Raschau-Markersbach — Lime Works In The Ore Mountains

Sometimes I try to imagine how a place looked many years ago; and I try to imagine what someone from years ago would think of the place today. Like, would someone who lived in the Saxon town of Raschau-Markersbach many centuries ago like the place that it is today?

If they were smart, they would. Think about it, during the Thirty Years’ War, Raschau-Markersbach was totally devastated and burned down. Today it’s a charming place with tidy homes and neat little lanes.

What’s not to love about that, right?

Medieval residents of Raschau-Markersbach would recognize its Church of St. Barbara, right down to its Gothic features and pointed arched windows. The Baroque roof might throw them off a bit, though. In reality, this church is thought to be one of the oldest in all of the Erzgebirge — or the Ore Mountains in English.

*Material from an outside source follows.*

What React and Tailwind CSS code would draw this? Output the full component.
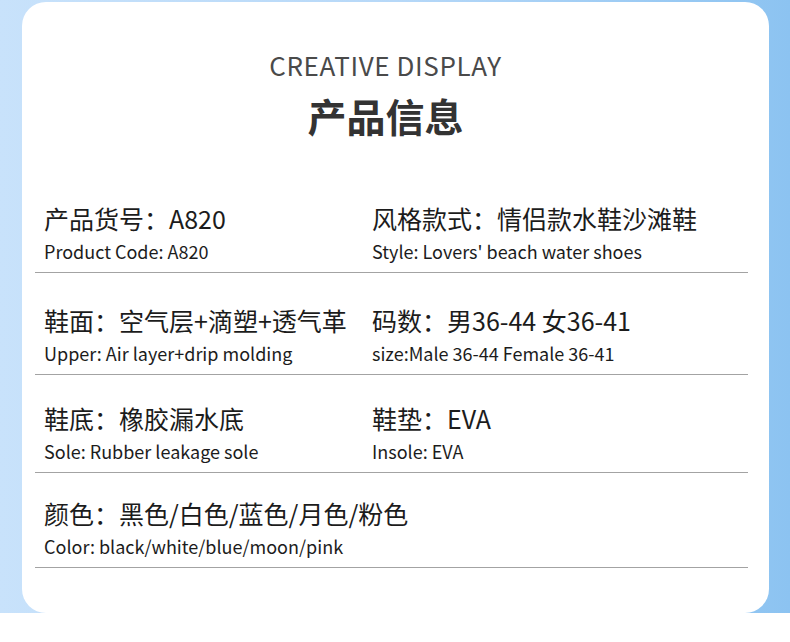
import React from "react";

const F = { fontFamily: '"Noto Sans CJK SC", "Noto Sans", sans-serif' };

const rows = [
  {
    pt: "pt-[65px]",
    items: [
      { cn: "产品货号：A820", en: "Product Code: A820" },
      { cn: "风格款式：情侣款水鞋沙滩鞋", en: "Style: Lovers' beach water shoes" },
    ],
  },
  {
    pt: "pt-[32px]",
    items: [
      { cn: "鞋面：空气层+滴塑+透气革", en: "Upper: Air layer+drip molding" },
      { cn: "码数：男36-44 女36-41", en: "size:Male 36-44 Female 36-41" },
    ],
  },
  {
    pt: "pt-[28px]",
    items: [
      { cn: "鞋底：橡胶漏水底", en: "Sole: Rubber leakage sole" },
      { cn: "鞋垫：EVA", en: "Insole: EVA" },
    ],
  },
  {
    pt: "pt-[25px]",
    items: [{ cn: "颜色：黑色/白色/蓝色/月色/粉色", en: "Color: black/white/blue/moon/pink" }],
  },
];

function Cell({ cn, en }) {
  return (
    <div className="flex flex-col">
      <div className="text-[25px] leading-[30px] text-[#1c1c1c] whitespace-nowrap">{cn}</div>
      <div className="mt-[6px] text-[18px] leading-[24px] text-[#1c1c1c] whitespace-nowrap">{en}</div>
    </div>
  );
}

export default function App() {
  return (
    <div className="w-[790px] h-[642px] bg-white overflow-hidden" style={F}>
      <div className="h-[613px] bg-gradient-to-r from-[#c8e2fb] via-[#b6d8f8] to-[#8cc3f1] pl-[22px] pr-[21px] pt-[2px]">
        <div className="h-full bg-white rounded-[24px] flex flex-col">
          <div className="pt-[48px] pr-[20px] flex flex-col items-center">
            <div className="text-[26px] leading-[30px] text-[#4a4a4a] tracking-[0.6px]">CREATIVE DISPLAY</div>
            <div className="mt-[12px] text-[39px] leading-[46px] font-bold text-[#333333]">产品信息</div>
          </div>
          <div className="ml-[13px] w-[713px]">
            {rows.map((r, i) => (
              <div key={i} className={`${r.pt} pb-[9px] border-b-[1.5px] border-[#a3a3a3]`}>
                <div className="grid grid-cols-[328px_1fr] pl-[9px]">
                  {r.items.map((it, j) => (
                    <Cell key={j} {...it} />
                  ))}
                </div>
              </div>
            ))}
          </div>
        </div>
      </div>
    </div>
  );
}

FYI, come to think of it, medieval residents might not recognize the name — the formerly two independent towns of Raschau and Markersbach weren’t joined together until 2008.

The All Saints Church is another oldie in Raschau-Markersbach, but its “new” Baroque design belies its original Romanesque foundation. On the inside you’ll find beautiful old murals. Always good to see, I think.

Over by All Saints is its Rectory; a goodie to see because of its half-timbered design. You’ll find quite a number of framework houses here in town, many of them farmhouses from the 17th century.

A new addition to the place is the Kalkwerk, a 19th century testament to industry. Located in the Langenberg district, it’s in ruins now, but at one time it was a bustling place along a limestone quarry.

And in the village of Unterscheibe there are a couple of mills from the 18th and 19th centuries, as well. One of them is even a Technical Museum, if you’re interested. Raschau-Markersbach’s other monument to German engineering is the Markersbacher Viadukt, standing some 37 meters high.

Yeah, Raschau-Markersbach might look a bit (a lot in some regards) different from its medieval and Renaissance days, but today it’s a wonderful place to be. Well, if you’re smart, you’ll think so.